***** Input material *****
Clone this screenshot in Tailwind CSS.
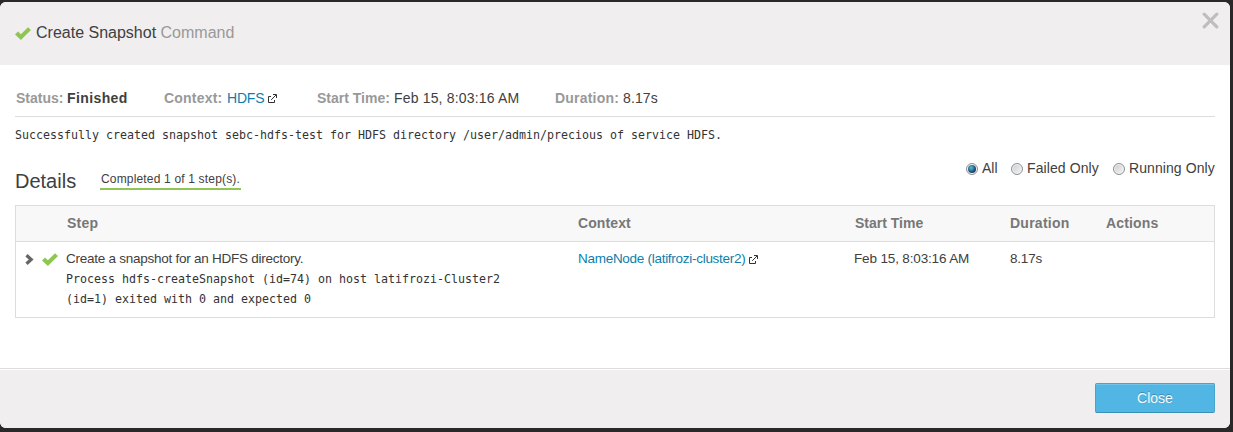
*****
***** Input material *****
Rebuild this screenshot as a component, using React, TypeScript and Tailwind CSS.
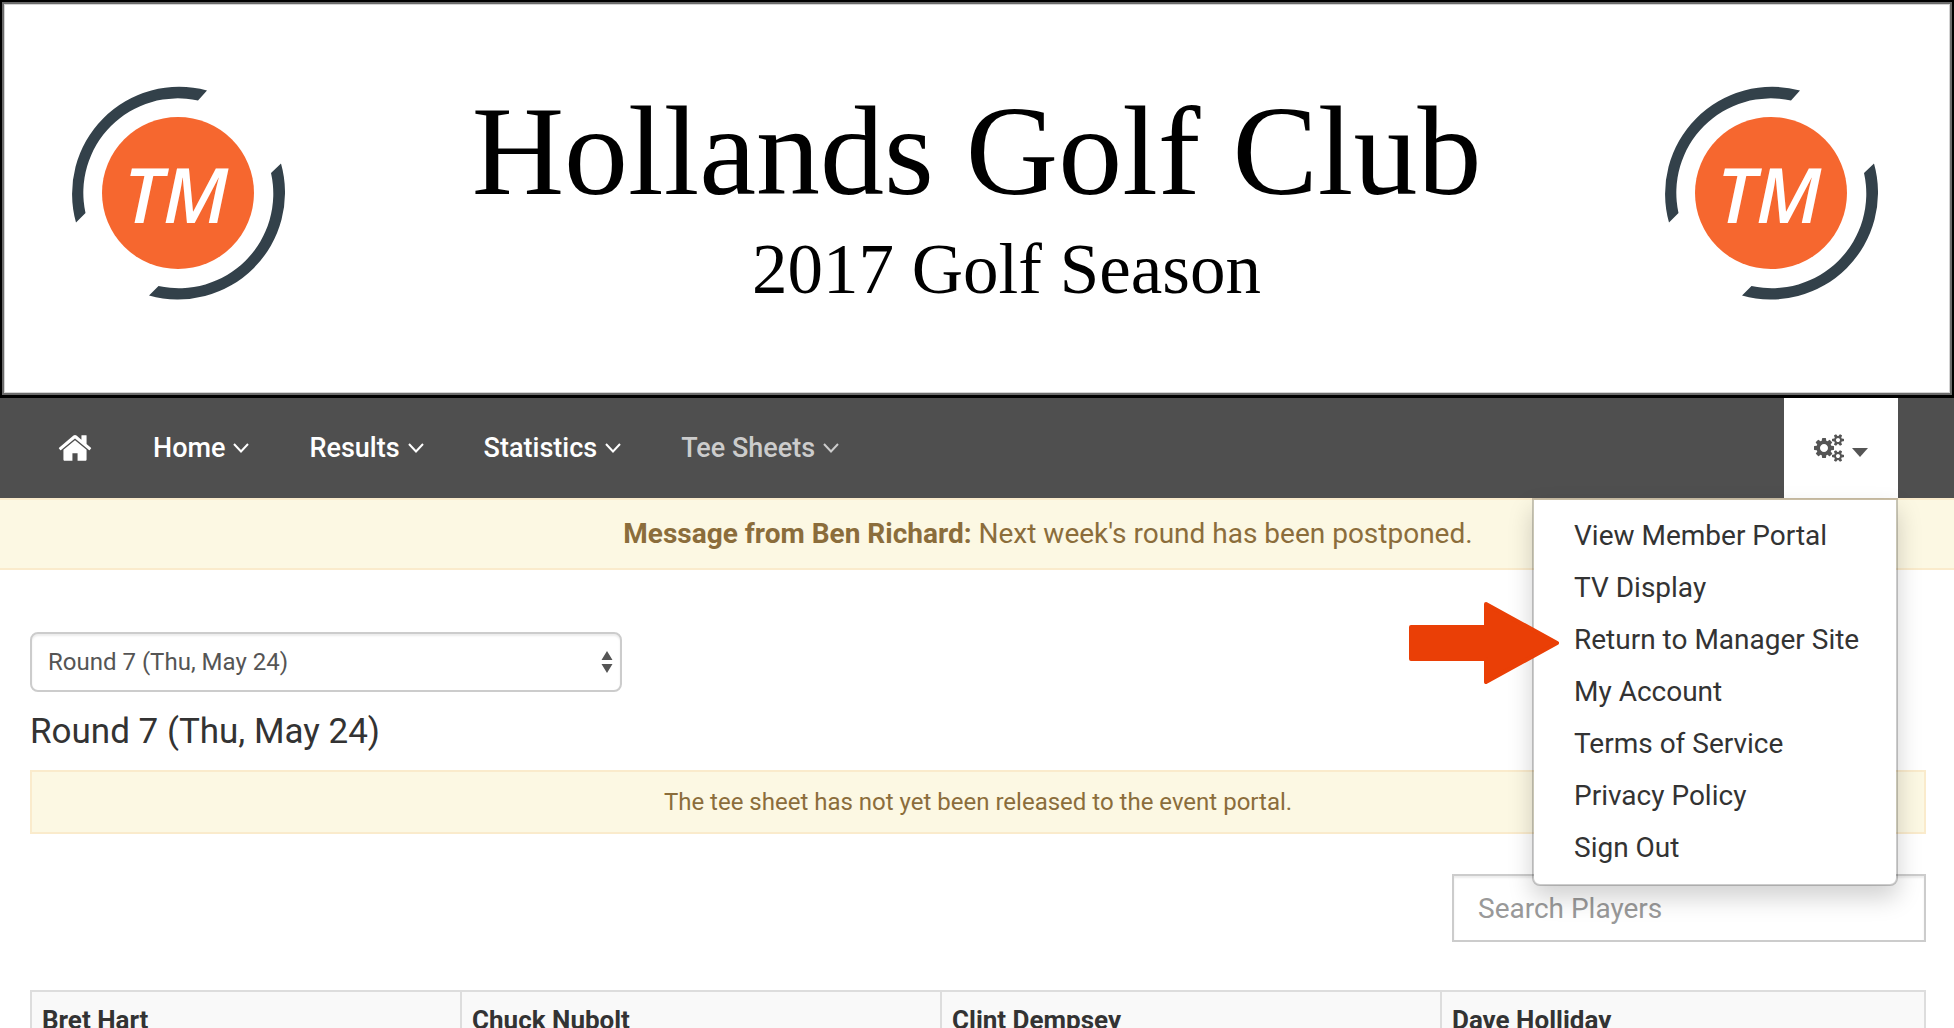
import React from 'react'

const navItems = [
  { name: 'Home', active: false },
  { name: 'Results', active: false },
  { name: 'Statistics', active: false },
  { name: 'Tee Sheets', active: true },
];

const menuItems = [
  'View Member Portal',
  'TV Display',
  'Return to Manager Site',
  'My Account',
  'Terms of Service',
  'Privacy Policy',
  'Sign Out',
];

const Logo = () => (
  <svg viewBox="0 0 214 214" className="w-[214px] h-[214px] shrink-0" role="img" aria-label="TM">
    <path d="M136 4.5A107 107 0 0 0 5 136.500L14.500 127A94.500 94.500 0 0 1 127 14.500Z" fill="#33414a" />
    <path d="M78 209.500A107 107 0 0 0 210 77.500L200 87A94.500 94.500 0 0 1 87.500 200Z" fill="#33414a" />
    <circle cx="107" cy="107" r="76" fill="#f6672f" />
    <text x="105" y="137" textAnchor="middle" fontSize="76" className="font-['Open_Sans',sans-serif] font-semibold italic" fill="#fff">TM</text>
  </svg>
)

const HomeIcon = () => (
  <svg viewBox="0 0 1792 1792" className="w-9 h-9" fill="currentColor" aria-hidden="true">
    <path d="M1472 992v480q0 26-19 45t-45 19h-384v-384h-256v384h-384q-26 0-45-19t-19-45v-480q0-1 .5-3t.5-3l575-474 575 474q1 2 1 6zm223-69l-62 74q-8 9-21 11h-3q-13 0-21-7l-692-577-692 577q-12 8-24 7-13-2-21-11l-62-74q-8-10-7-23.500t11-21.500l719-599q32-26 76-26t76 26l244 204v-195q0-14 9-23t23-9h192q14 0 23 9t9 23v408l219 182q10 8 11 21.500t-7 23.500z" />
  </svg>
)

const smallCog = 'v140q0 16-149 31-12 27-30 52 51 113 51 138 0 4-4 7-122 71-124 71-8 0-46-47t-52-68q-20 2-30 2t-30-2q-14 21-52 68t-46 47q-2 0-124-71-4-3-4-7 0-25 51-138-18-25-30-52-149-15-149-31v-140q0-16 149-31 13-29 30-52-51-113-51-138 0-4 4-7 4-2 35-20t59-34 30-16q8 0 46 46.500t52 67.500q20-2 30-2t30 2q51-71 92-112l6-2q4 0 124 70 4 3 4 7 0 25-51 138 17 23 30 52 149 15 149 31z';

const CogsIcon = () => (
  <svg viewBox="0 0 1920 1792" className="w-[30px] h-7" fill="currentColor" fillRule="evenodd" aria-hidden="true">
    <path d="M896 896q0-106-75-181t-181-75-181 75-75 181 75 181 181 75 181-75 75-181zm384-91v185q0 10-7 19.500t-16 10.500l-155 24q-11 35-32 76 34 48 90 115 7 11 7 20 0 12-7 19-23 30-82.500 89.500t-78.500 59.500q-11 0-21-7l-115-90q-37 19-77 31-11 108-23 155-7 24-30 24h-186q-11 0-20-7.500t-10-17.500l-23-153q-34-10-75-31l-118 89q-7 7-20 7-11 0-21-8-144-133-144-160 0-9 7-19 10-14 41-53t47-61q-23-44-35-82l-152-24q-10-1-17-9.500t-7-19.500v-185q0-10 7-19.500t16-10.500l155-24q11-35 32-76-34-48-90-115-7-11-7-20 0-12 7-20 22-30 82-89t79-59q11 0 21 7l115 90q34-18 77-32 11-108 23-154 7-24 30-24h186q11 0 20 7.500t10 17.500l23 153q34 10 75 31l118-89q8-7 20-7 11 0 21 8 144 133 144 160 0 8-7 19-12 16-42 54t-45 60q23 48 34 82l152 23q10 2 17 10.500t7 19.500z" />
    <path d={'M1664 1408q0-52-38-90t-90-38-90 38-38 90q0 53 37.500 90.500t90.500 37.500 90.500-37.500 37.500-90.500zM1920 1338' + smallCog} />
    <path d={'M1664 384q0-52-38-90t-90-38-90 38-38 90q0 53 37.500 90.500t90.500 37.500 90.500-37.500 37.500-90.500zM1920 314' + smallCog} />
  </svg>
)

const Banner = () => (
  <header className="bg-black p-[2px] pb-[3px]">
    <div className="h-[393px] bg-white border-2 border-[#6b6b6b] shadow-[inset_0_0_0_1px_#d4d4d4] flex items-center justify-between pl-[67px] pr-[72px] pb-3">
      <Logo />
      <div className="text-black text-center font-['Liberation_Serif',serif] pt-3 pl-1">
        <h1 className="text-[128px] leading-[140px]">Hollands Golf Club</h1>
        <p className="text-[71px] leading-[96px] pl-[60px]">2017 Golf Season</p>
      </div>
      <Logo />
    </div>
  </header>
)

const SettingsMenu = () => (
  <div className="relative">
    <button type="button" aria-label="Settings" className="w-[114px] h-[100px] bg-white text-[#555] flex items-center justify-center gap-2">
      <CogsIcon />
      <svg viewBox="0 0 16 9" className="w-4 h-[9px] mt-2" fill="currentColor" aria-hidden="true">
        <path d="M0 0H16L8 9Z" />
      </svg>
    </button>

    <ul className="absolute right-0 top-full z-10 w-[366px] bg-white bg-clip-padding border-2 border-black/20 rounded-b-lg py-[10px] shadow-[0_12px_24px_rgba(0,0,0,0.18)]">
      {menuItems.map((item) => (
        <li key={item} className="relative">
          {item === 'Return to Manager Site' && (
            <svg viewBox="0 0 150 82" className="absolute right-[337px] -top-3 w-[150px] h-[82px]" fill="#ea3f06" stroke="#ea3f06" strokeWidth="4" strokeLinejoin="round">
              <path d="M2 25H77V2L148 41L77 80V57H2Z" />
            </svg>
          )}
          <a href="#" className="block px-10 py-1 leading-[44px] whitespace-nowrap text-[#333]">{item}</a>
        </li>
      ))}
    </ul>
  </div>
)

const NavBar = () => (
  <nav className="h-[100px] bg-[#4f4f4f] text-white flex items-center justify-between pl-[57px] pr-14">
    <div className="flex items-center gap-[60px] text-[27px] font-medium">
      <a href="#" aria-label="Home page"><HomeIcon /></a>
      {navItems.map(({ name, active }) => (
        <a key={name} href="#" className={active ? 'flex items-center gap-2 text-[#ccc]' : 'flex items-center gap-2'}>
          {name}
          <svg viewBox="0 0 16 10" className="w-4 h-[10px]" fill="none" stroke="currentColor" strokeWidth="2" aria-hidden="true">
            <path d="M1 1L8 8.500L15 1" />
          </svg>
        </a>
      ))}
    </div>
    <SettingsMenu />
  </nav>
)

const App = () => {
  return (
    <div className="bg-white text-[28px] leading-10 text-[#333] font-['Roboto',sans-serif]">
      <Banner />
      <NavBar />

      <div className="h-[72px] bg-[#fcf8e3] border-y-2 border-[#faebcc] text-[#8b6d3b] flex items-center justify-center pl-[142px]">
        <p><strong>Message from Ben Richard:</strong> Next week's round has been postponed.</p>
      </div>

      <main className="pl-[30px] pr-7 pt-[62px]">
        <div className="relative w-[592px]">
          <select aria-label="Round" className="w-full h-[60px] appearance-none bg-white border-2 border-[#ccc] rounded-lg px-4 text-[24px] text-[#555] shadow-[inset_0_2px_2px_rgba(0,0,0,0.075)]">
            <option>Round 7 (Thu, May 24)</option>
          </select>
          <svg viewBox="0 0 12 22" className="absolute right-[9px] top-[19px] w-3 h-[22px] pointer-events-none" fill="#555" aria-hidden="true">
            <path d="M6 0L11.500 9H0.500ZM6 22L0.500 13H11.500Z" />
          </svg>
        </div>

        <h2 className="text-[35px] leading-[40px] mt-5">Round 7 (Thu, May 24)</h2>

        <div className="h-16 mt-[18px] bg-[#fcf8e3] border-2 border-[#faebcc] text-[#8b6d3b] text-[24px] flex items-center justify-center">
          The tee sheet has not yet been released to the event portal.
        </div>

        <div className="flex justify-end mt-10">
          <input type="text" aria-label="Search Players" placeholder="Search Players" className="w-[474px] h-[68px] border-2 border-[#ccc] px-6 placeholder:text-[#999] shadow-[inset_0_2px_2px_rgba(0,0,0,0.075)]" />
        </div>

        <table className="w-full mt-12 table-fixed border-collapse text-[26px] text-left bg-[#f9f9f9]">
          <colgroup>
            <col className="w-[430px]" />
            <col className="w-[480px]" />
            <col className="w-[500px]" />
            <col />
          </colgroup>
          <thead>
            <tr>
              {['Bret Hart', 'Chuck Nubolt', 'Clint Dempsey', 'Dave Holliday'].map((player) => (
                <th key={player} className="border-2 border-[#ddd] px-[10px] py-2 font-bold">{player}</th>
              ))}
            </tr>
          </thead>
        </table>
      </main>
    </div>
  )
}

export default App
*****
▶ **Written request**: Make a copy of each line that contains the string "React".

▶ **Worked answer**:
Rebuild this screenshot as a component, using React, TypeScript and Tailwind CSS.
import React from 'react'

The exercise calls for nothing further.